BAD COMPANY: COMPANY OF STRANGERS (1995)
1) Company Of Strangers; 2) Clearwater Highway; 3) Judas My Brother; 4) Little Martha; 5) Gimme Gimme; 6) Where I Belong; 7) Down Down Down; 8) Abandoned And Alone; 9) Down And Dirty; 10) Pretty Woman; 11) You're The Only Reason; 12) Dance With The Devil; 13) Loving You Out Loud.
Believe it or not, but this is a genuine «comeback». A whole decade after they had broken their allegiance to roots-based hard rock, trading in the salt-of-the-earth aura for hair metal posturing and bland pop hooks, Bad Company are on the right trail again! Goodbye, Brian Howe; hello, Robert Hart, a singer who sounds not at all unlike Paul Rodgers, and who, along with his voice, brings pack the old predilection for country-rock, acoustic guitars, barroom boogie, and, well, everything you need to try and wipe out the memory of that awful last decade.
There is but one problem: the songs, with not a single exception, leave a uniform impression of «uh? what was that?». The sound is perfectly decent — not overproduced, stylishly retroish, quite compatible with what they did in the 1970s. But the vocal and instrumental melodies are every bit as good/bad as the hundreds of «authentic country-rock» records with a hard edge thrown on the market every year. And even worse, there is a clear feeling that the band has consciously set the mode to «nostalgia»: "Let us make a record the way we used to!"
Because, somehow, I cannot get the same kicks out of something like ʽAbandoned And Aloneʼ the same way the kicks were coming from some of the Rodgers-era «despair» songs. They have everything here: a singer ready to rasp his guts out, Mick Ralphs in the mood for shrill blueswailing, a classic build-up from tense, moody, quiet verse to screechy chorus — but there is no desire to try and hook your own emotions up to the song, because it still comes out hollow. I don't know why. ʽJudas My Brotherʼ tries to bare the band's soul in an even more obvious manner (the title alone suggests a shirt-ripping tear-jerker), but its power chords are by now tired rehashings, and its painfully stressed chorus is a stale cliché. Maybe in a different age these tunes would have sounded more involving.
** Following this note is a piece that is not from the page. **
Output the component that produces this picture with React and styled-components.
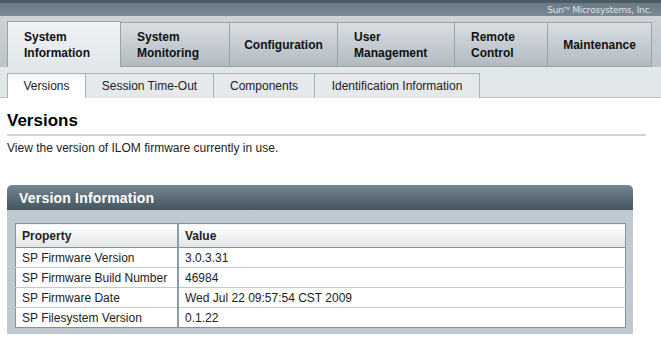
import React from 'react';
import styled, { createGlobalStyle } from 'styled-components';

const tabs = [
  { id: 1, name: ['System', 'Information'], width: 114, active: true },
  { id: 2, name: ['System', 'Monitoring'], width: 109 },
  { id: 3, name: ['Configuration'], width: 108, center: true },
  { id: 4, name: ['User', 'Management'], width: 117 },
  { id: 5, name: ['Remote', 'Control'], width: 93 },
  { id: 6, name: ['Maintenance'], width: 104, center: true },
];

const subTabs = [
  { id: 1, name: 'Versions', width: 79, active: true },
  { id: 2, name: 'Session Time-Out', width: 128 },
  { id: 3, name: 'Components', width: 101 },
  { id: 4, name: 'Identification Information', width: 165 },
];

const rows = [
  ['SP Firmware Version', '3.0.3.31'],
  ['SP Firmware Build Number', '46984'],
  ['SP Firmware Date', 'Wed Jul 22 09:57:54 CST 2009'],
  ['SP Filesystem Version', '0.1.22'],
];

const GlobalStyle = createGlobalStyle`
  body {
    margin: 0;
    background: #fff;
    font-family: 'Liberation Sans', Arial, sans-serif;
    color: #000;
  }
`;

function App() {
  return (
    <Page>
      <GlobalStyle />
      <Masthead>
        <span className='brand'>
          Sun<sup>TM</sup> Microsystems, Inc.
        </span>
      </Masthead>

      <TabBar>
        {tabs.map((tab) => (
          <Tab key={tab.id} $active={tab.active} $width={tab.width} $center={tab.center}>
            {tab.name.map((line) => (
              <span key={line}>{line}</span>
            ))}
          </Tab>
        ))}
      </TabBar>

      <SubTabBar>
        {subTabs.map((tab) => (
          <SubTab key={tab.id} $active={tab.active} $width={tab.width}>
            {tab.name}
          </SubTab>
        ))}
      </SubTabBar>

      <Content>
        <Heading>Versions</Heading>
        <Description>View the version of ILOM firmware currently in use.</Description>

        <Panel>
          <PanelHeader>Version Information</PanelHeader>
          <PanelBody>
            <Table>
              <thead>
                <tr>
                  <th>Property</th>
                  <th>Value</th>
                </tr>
              </thead>
              <tbody>
                {rows.map(([prop, value]) => (
                  <tr key={prop}>
                    <td>{prop}</td>
                    <td>{value}</td>
                  </tr>
                ))}
              </tbody>
            </Table>
          </PanelBody>
        </Panel>
      </Content>
    </Page>
  );
}

const Page = styled.div`
  width: 661px;
  height: 343px;
  overflow: hidden;
`;

const Masthead = styled.div`
  height: 16px;
  box-sizing: border-box;
  border-top: 3px solid #4a5b66;
  background: linear-gradient(#6b7b86, #7a8892);
  display: flex;
  justify-content: flex-end;
  align-items: center;
  padding-right: 9px;

  .brand {
    font-family: 'DejaVu Sans', sans-serif;
    font-size: 9px;
    color: #dde3e7;
    letter-spacing: -0.2px;
  }
  sup {
    font-size: 4px;
    vertical-align: 3px;
    letter-spacing: 0;
  }
`;

const TabBar = styled.div`
  height: 51px;
  box-sizing: border-box;
  padding: 5px 0 0 7px;
  display: flex;
  align-items: flex-start;
  background: linear-gradient(#cdd3d7, #bcc4ca);
`;

const Tab = styled.div`
  width: ${(p) => p.$width}px;
  height: ${(p) => (p.$active ? 46 : 45)}px;
  margin-top: ${(p) => (p.$active ? 0 : 1)}px;
  box-sizing: border-box;
  border: 1px solid #9aa3a9;
  border-left: ${(p) => (p.$active ? '1px solid #9aa3a9' : 'none')};
  border-bottom: ${(p) => (p.$active ? 'none' : '1px solid #9aa3a9')};
  background: ${(p) =>
    p.$active
      ? 'linear-gradient(#eef1f3, #e2e7ea)'
      : 'linear-gradient(#d9dee2, #b2bac0)'};
  display: flex;
  flex-direction: column;
  justify-content: center;
  align-items: ${(p) => (p.$center ? 'center' : 'flex-start')};
  padding-left: ${(p) => (p.$center ? 0 : 16)}px;
  font-size: 12px;
  font-weight: bold;
  line-height: 16px;
  color: #111;
`;

const SubTabBar = styled.div`
  height: 31px;
  box-sizing: border-box;
  padding: 6px 0 0 7px;
  display: flex;
  background: #e2e7ea;
  border-bottom: 1px solid #b9c0c5;
`;

const SubTab = styled.div`
  width: ${(p) => p.$width}px;
  height: 25px;
  box-sizing: border-box;
  border: 1px solid #a9b1b6;
  border-left: ${(p) => (p.$active ? '1px solid #a9b1b6' : 'none')};
  border-bottom: none;
  background: ${(p) => (p.$active ? 'linear-gradient(#f2f4f5, #ffffff 40%)' : '#e5e9ec')};
  display: flex;
  align-items: center;
  justify-content: center;
  font-size: 12px;
  color: #222;
`;

const Content = styled.div`
  padding: 0 15px 0 7px;
`;

const Heading = styled.h1`
  margin: 13px 0 0;
  padding-bottom: 3px;
  font-size: 17px;
  font-weight: bold;
  line-height: 20px;
  border-bottom: 2px solid #cfd4d8;
`;

const Description = styled.p`
  margin: 5px 0 0;
  font-size: 12px;
  color: #222;
  line-height: 14px;
`;

const Panel = styled.div`
  width: 626px;
  margin-top: 30px;
`;

const PanelHeader = styled.div`
  height: 25px;
  box-sizing: border-box;
  padding-left: 12px;
  border-radius: 5px 5px 0 0;
  background: linear-gradient(#768690, #435660);
  color: #fff;
  font-size: 14px;
  font-weight: bold;
  display: flex;
  align-items: center;
  letter-spacing: 0.2px;
`;

const PanelBody = styled.div`
  background: #c0c9cf;
  padding: 13px 7px 6px 8px;
`;

const Table = styled.table`
  width: 100%;
  border-collapse: collapse;
  background: #fff;
  font-size: 12px;
  border: 1px solid #7f939b;

  th {
    height: 23px;
    text-align: left;
    padding: 0 0 0 6px;
    font-weight: bold;
    color: #222;
    background: linear-gradient(#ffffff, #e2e5e8);
    border-bottom: 1px solid #7f939b;
  }
  th:first-child,
  td:first-child {
    width: 155px;
    border-right: 2px solid #8a9ca4;
  }
  td {
    height: 19px;
    padding: 0 0 0 6px;
    color: #222;
    border-bottom: 1px solid #c0c9cf;
  }
  tr:last-child td {
    border-bottom: none;
  }
`;

export default App;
But in this age, it's, you know, mostly stuff you expect to encounter in truck commercials. Too safe, too predictable, too bland (even for a Bad Company album). ʽClearwater Highwayʼ has an odd shade of CCR to it — ʽClearwaterʼ in the title may be a conscious hint, but Hart's vocals on the chorus are very much in a Fogerty style, and the whole thing seems influenced by the likes of ʽSweet Hitch-Hikerʼ, which is a bit silly, but at least turns it into a marginal standout. The rest alternates between country ballads and barroom rockers without any staying power.
Still, as the last ever Bad Company album consisting entirely of new studio material, Company Of Strangers is a half-decent way of going out — even the title somehow alludes to them coming round full circle, and, indeed, all major fans of the «classic» Rodgers era that jumped ship as soon as Howe came aboard should feel free to scrape this one off the walls of used bins without feeling the slightest pang of guilt. If there ever was such a thing as «Bad Company magic» (well, at least when the gruff riff of ʽRock Steadyʼ is combined with Rodgers' singing, it does come close), it is probably not rekindlable any more, not even if they bring Boz Burrell back from the dead. But at least it is possible to make another Bad Company record that does not sound as if it came from a bunch of miserable clowns, applying for whatever job there is to earn one last buck. In that respect, it is a comeback — to the state of «satisfactory boredom».